In this work, C/TNDs/SiO₂ NSs (C = Cu, Ni, or Pt) were prepared and analyzed as composite photocatalysts for the degradation of methanol (model organic pollutant compound). In this regard, uniform TNDs with an average diameter of 22 nm were synthesized and used as photocatalysts. SiO₂ NSs with 120 nm diameters were also prepared and then covered with TNDs in the presence of PEI to make TNDs/SiO₂ NS composites. TEM and SEM analyses confirmed the nanodisc and nanosphere shape of the prepared samples as well as the coverage of SiO₂ NSs with TNDs. In addition, it was found that the surface area of SiO₂ NSs increased around 5.5 times by depositing TNDs on their surface. Analysis of Cu, Pt, and Ni loading on the prepared TNDs/SiO₂ NSs illustrated the following:

• The Cu-loaded TiO₂/SiO₂ NSs had the highest surface area of 109 m²/g, while it was 98 and 67 m²/g for the Ni- and Pt-loaded samples, respectively;
• Loading Cu, Ni, and Pt extended the absorption wavelength to 420, 400, and 390 nm, respectively;
• The photocatalytic activity of the Cu-deposited sample was 4% and 63% higher than the Pt- and Ni-deposited samples, respectively.

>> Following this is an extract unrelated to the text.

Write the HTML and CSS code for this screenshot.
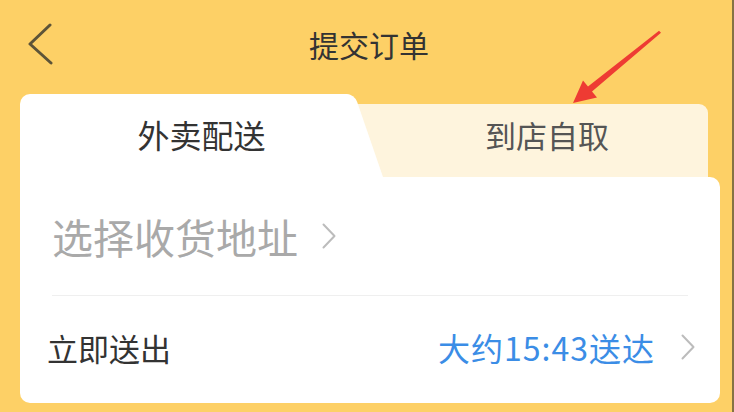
FILE: index.html
```html
<!DOCTYPE html>
<html lang="zh">
  <head>
    <meta charset="UTF-8" />
    <meta name="viewport" content="width=device-width, initial-scale=1.0" />
    <title>提交订单</title>
    <link rel="stylesheet" href="styles.css">
  </head>
  <body>
    <div class="page">
      <header class="topbar">
        <svg class="back" width="26" height="42" viewBox="0 0 26 42">
          <path d="M22 2 L2 21 L23 40" />
        </svg>
        <h1 class="title">提交订单</h1>
        <span></span>
      </header>

      <div class="card">
        <div class="tabs">
          <div class="tab tab-active">外卖配送</div>
          <div class="tab tab-other">到店自取</div>
        </div>
        <div class="panel">
          <div class="row addr">
            <span>选择收货地址</span>
            <svg class="more" width="14" height="26" viewBox="0 0 14 26">
              <path d="M1.5 1.5 L12.5 13 L1.5 24.5" />
            </svg>
          </div>
          <div class="row time">
            <span>立即送出</span>
            <span class="eta">
              大约15:43送达
              <svg class="more" width="14" height="26" viewBox="0 0 14 26">
                <path d="M1.5 1.5 L12.5 13 L1.5 24.5" />
              </svg>
            </span>
          </div>
        </div>
      </div>

      <!-- red annotation arrow -->
      <svg class="pointer" width="734" height="412" viewBox="0 0 734 412">
        <polygon points="573,103 597,97.5 592,91.5 661,32.8 659,30.8 588,86.5 583,80.5" />
      </svg>
    </div>
  </body>
</html>
```

FILE: styles.css
```css
body {
  margin: 0;
  background-color: #fdd066;
  font-family: "Noto Sans CJK SC", "Noto Sans", sans-serif;
}

.page {
  position: relative;
  width: 734px;
  height: 412px;
  overflow: hidden;
  box-shadow: inset -2px 0 0 #857342;
}

.topbar {
  display: grid;
  grid-template-columns: 80px 1fr 80px;
  align-items: center;
  height: 88px;
}

.back {
  margin-left: 28px;
}

.back path {
  fill: none;
  stroke: #5d5438;
  stroke-width: 3;
  stroke-linecap: round;
  stroke-linejoin: round;
}

.title {
  margin: 0;
  padding-left: 4px;
  font-size: 30px;
  font-weight: normal;
  line-height: 1;
  color: #333;
  text-align: center;
}

.card {
  margin: 6px 14px 0 20px;
}

.tabs {
  display: flex;
  align-items: flex-end;
  height: 83px;
}

.tab {
  display: flex;
  align-items: center;
  justify-content: center;
  box-sizing: border-box;
}

.tab-active {
  position: relative;
  z-index: 1;
  width: 335px;
  height: 83px;
  padding-left: 28px;
  padding-bottom: 4px;
  background-color: #fff;
  border-radius: 10px 10px 0 0;
  font-size: 32px;
  color: #333;
}

.tab-active::after {
  content: "";
  position: absolute;
  z-index: -1;
  top: 0;
  right: -28px;
  width: 44px;
  height: 100%;
  background-color: #fff;
  border-top-right-radius: 8px;
  transform: skewX(19deg);
  transform-origin: bottom left;
}

.tab-other {
  flex: 1;
  height: 73px;
  margin-left: -20px;
  margin-right: 12px;
  padding-left: 51px;
  padding-bottom: 12px;
  background-color: #fef4dd;
  border-radius: 0 9px 0 0;
  font-size: 31px;
  color: #555;
}

.panel {
  height: 226px;
  background-color: #fff;
  border-radius: 0 10px 10px 10px;
}

.row {
  display: flex;
  align-items: center;
}

.more path {
  fill: none;
  stroke: #bcbcbc;
  stroke-width: 2;
  stroke-linecap: round;
  stroke-linejoin: round;
}

.addr {
  gap: 24px;
  height: 118px;
  margin: 0 32px;
  border-bottom: 1px solid #efefef;
  font-size: 41px;
  color: #a9a9a9;
}

.time {
  justify-content: space-between;
  height: 102px;
  padding: 0 25px 0 27px;
  font-size: 31px;
  color: #333;
}

.eta {
  display: flex;
  align-items: center;
  gap: 26px;
  font-size: 32px;
  letter-spacing: 1px;
  color: #3b8de6;
}

.pointer {
  position: absolute;
  left: 0;
  top: 0;
  pointer-events: none;
}

.pointer polygon {
  fill: #ee3b33;
}
```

Furthermore, studying the metal-loading content on the TiO₂/SiO₂ NSs revealed the following:

• The deposition of 3, 5, and 7% Cu fairly similarly extended the absorption wavelength from 390 nm (for blank TiO₂) up to 420 nm;
• The highest photocatalytic activity was obtained for 3% Cu deposition content.

In addition, it was revealed that the H₂S treatment of the Cu/TiO₂/SiO₂ NSs improved photocatalytic activity by around 15%.

This work suggests that the TiO₂/SiO₂ NSs could represent a versatile photocatalyst for other potential applications such as hydrogen production and CO₂ valorization.